Se nada disso parece errado para quem consome carne e outros produtos de origem animal, é importante dizer também que:

- quase 30% de toda superfície do planeta é dedicada ao pasto do gado (estamos desmatando para isso, vide Amazônia);

- pelo menos 8% de toda água do mundo é destinada à irrigação de colheitas para alimentação de gado. São necessários de 20 a 30 mil litros de água para produzir um quilo de carne. Pra produzir um quilo de trigo, por exemplo, bastam apenas 150 litros de água.

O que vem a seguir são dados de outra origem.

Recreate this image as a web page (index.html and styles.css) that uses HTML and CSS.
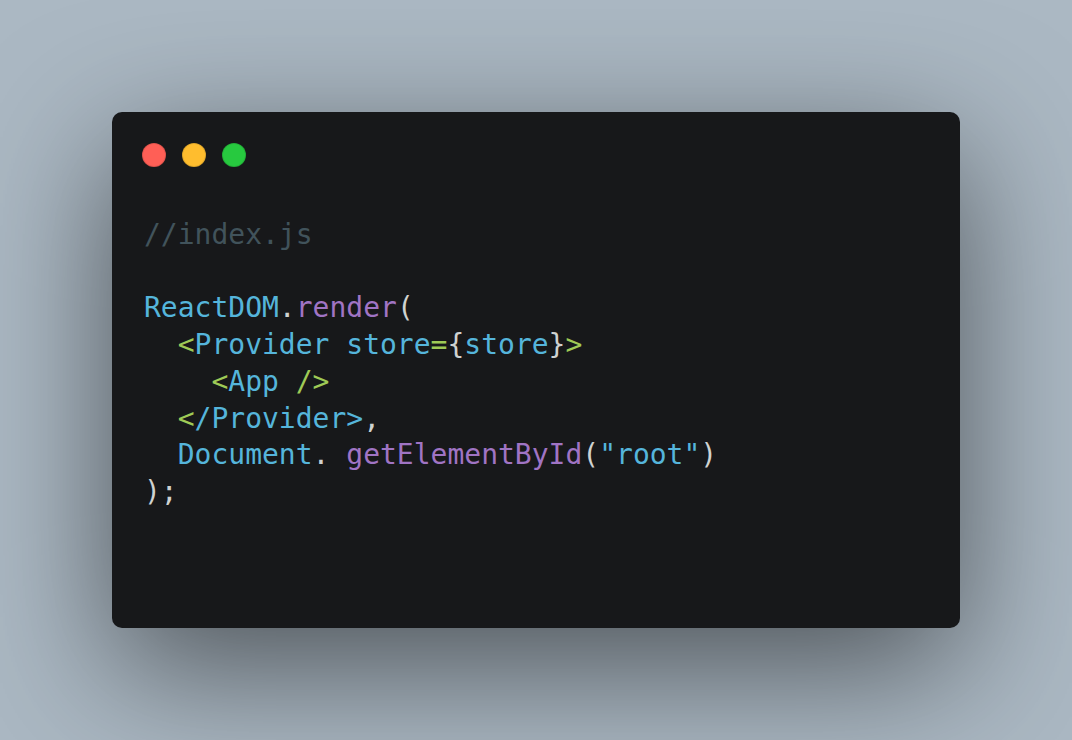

- 1/3 de toda produção agrícola é para alimentar animais de corte. Ou seja, para aquele bife chegar na nossa mesa, foram consumidos centenas de quilos de alimentos. A quantidade de alimento que animal rende depois de morto é infinitamente menor do que a que ele consume.

Resumindo, a cadeia produtiva da carne demanda muito mais custos e energia do que alimentos de origem vegetal. E não vou nem falar do quanto é mais saudável uma dieta vegetariana.